Souza takes a safety-first approach to teaching. That’s why she starts every lesson on land. She said she specializes in working with people who fear big water, and she continually talks about the importance of respecting the ocean.

“Most people find me after they’ve had a bad experience. Maybe they got hurt,” she said. “That’s what I like — getting them comfortable in the ocean again.”

Souza follows three basic rules for SUP: Never turn your back to a wave. Only paddle out as far as you are willing to swim back (coast guard rescues can be expensive). Stay away from everybody.

SUP riders are still considered outsiders on the water, much like early snowboarders, who were despised by skiers when they hit the slopes.

“We are new, so we are not loved,” she admitted. “We have to watch out for swimmers, divers and surfers.

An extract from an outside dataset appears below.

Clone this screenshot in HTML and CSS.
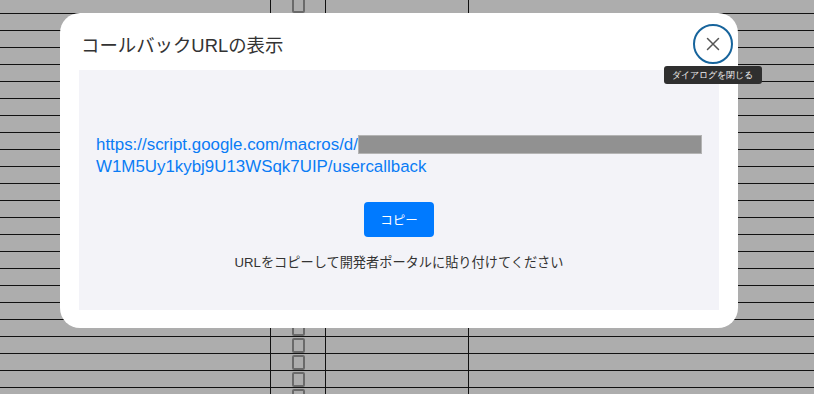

They don’t like us because we move faster and catch more waves. We stand up in a proud position. ”

During my land session, Souza taught me how to stand up and how to stroke, but she especially emphasized the two most important fundamentals — how to turn and how to fall.

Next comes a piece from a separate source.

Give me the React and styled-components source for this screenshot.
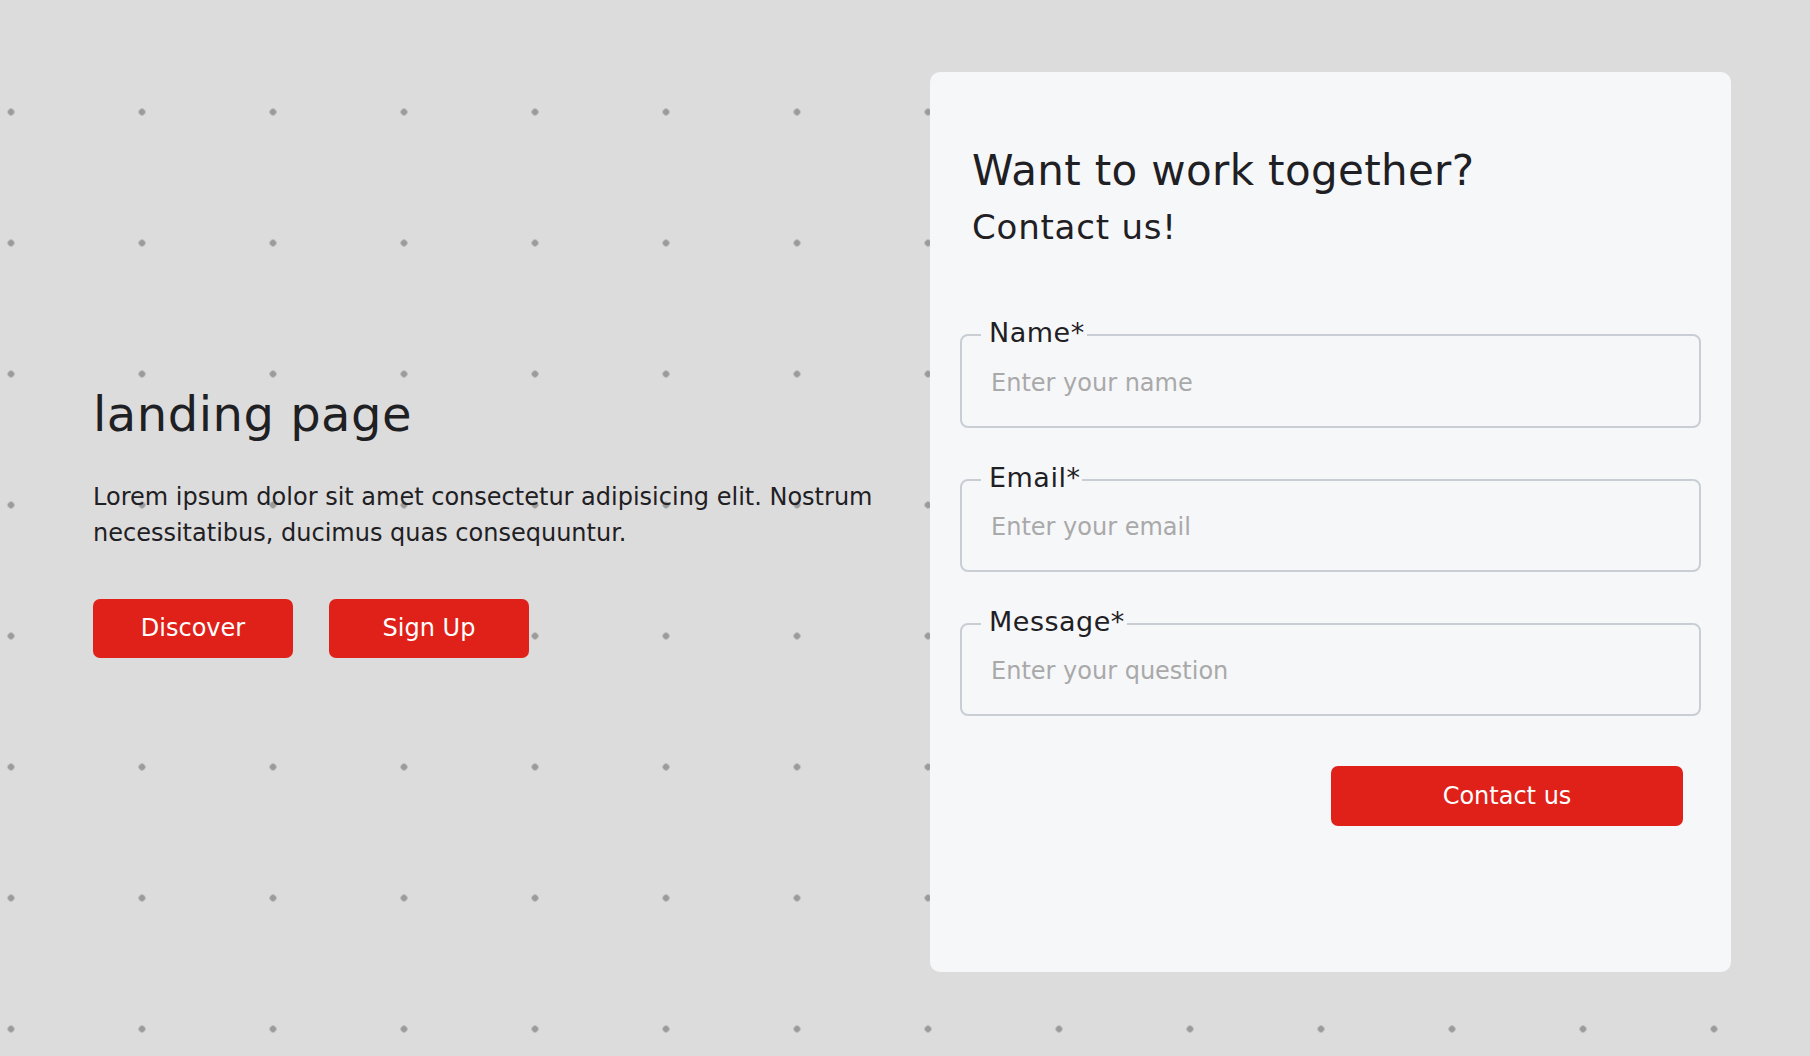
import React from 'react';
import styled, { createGlobalStyle } from 'styled-components';

const FONT = '"DejaVu Sans", "Liberation Sans", sans-serif';
const RED = '#e02119';
const INK = '#1f2023';

const GlobalStyle = createGlobalStyle`
  * {
    box-sizing: border-box;
  }

  html,
  body {
    margin: 0;
    padding: 0;
  }

  body {
    font-family: ${FONT};
    color: ${INK};
    background-color: #dcdcdc;
    background-image: radial-gradient(circle, #9b9b9b 0, #9b9b9b 3px, transparent 3.6px);
    background-size: 131px 131px;
    background-position: -54.5px 46.5px;
  }
`;

const Page = styled.main`
  display: flex;
  align-items: center;
  justify-content: space-between;
  height: 100vh;
  padding: 0 79px 12px 93px;
`;

const Hero = styled.section`
  width: 810px;
`;

const Title = styled.h1`
  margin: 0 0 35px;
  font-size: 48px;
  font-weight: 400;
  line-height: 1.2;
  letter-spacing: 0.5px;
`;

const Lead = styled.p`
  margin: 0 0 48px;
  font-size: 24px;
  line-height: 36px;
`;

const Actions = styled.div`
  display: flex;
  gap: 36px;
`;

const Button = styled.button`
  width: ${({ $wide }) => ($wide ? '352px' : '200px')};
  height: ${({ $wide }) => ($wide ? '60px' : '59px')};
  border: none;
  border-radius: 7px;
  background: ${RED};
  color: #fff;
  font-family: ${FONT};
  font-size: 24px;
  cursor: pointer;
`;

const Card = styled.section`
  width: 801px;
  height: 900px;
  padding: 74px 30px 0;
  border-radius: 10px;
  background: #f6f7f9;
`;

const Heading = styled.h2`
  margin: 0 0 11px 12px;
  font-size: 42px;
  font-weight: 400;
  line-height: 1.2;
  letter-spacing: 0.35px;
`;

const SubHeading = styled.h3`
  margin: 0 0 69px 12px;
  font-size: 34px;
  font-weight: 400;
  line-height: 1.2;
  letter-spacing: 0.8px;
`;

const Form = styled.form`
  display: flex;
  flex-direction: column;
  gap: 34px;
`;

const Field = styled.fieldset`
  margin: 0;
  padding: 0 19px 14px;
  border: 2px solid #c9ced4;
  border-radius: 8px;
`;

const Label = styled.legend`
  padding: 0 2px 4px 8px;
  font-size: 27px;
  line-height: 1.2;
  letter-spacing: 0.5px;
  color: ${INK};
`;

const Input = styled.input`
  display: block;
  width: 100%;
  height: 58px;
  padding: 0 10px;
  border: none;
  outline: none;
  background: transparent;
  font-family: ${FONT};
  font-size: 24px;
  color: ${INK};

  &::placeholder {
    color: #a9a9a9;
  }
`;

const Submit = styled.div`
  display: flex;
  justify-content: flex-end;
  padding: 16px 18px 0 0;
`;

const fields = [
  { id: 'name', label: 'Name*', placeholder: 'Enter your name', type: 'text' },
  { id: 'email', label: 'Email*', placeholder: 'Enter your email', type: 'email' },
  { id: 'message', label: 'Message*', placeholder: 'Enter your question', type: 'text' },
];

const App = () => (
  <>
    <GlobalStyle />
    <Page>
      <Hero>
        <Title>landing page</Title>
        <Lead>
          Lorem ipsum dolor sit amet consectetur adipisicing elit. Nostrum
          necessitatibus, ducimus quas consequuntur.
        </Lead>
        <Actions>
          <Button type="button">Discover</Button>
          <Button type="button">Sign Up</Button>
        </Actions>
      </Hero>

      <Card>
        <Heading>Want to work together?</Heading>
        <SubHeading>Contact us!</SubHeading>
        <Form onSubmit={(e) => e.preventDefault()}>
          {fields.map(({ id, label, placeholder, type }) => (
            <Field key={id}>
              <Label>{label}</Label>
              <Input id={id} name={id} type={type} placeholder={placeholder} />
            </Field>
          ))}
          <Submit>
            <Button type="submit" $wide>
              Contact us
            </Button>
          </Submit>
        </Form>
      </Card>
    </Page>
  </>
);

export default App;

“If you fall, you want to splash in a relaxed motion,” she said. “If you are tense, it will feel like you’re hitting cement.”

I mastered one of those skills. Paddling through the shore break, I was tossed off my board by a large wave. I didn’t mind, though. It was a refreshing end to a wonderful morning.

Souza touts SUP as an activity for a lifetime. She even recently taught her 73-year-old mother the sport.

“Once you buy a board, there are [no more expenses to have to worry about] in order to paddle,” Souza said. “It’s quite a good deal.”

I couldn’t agree more.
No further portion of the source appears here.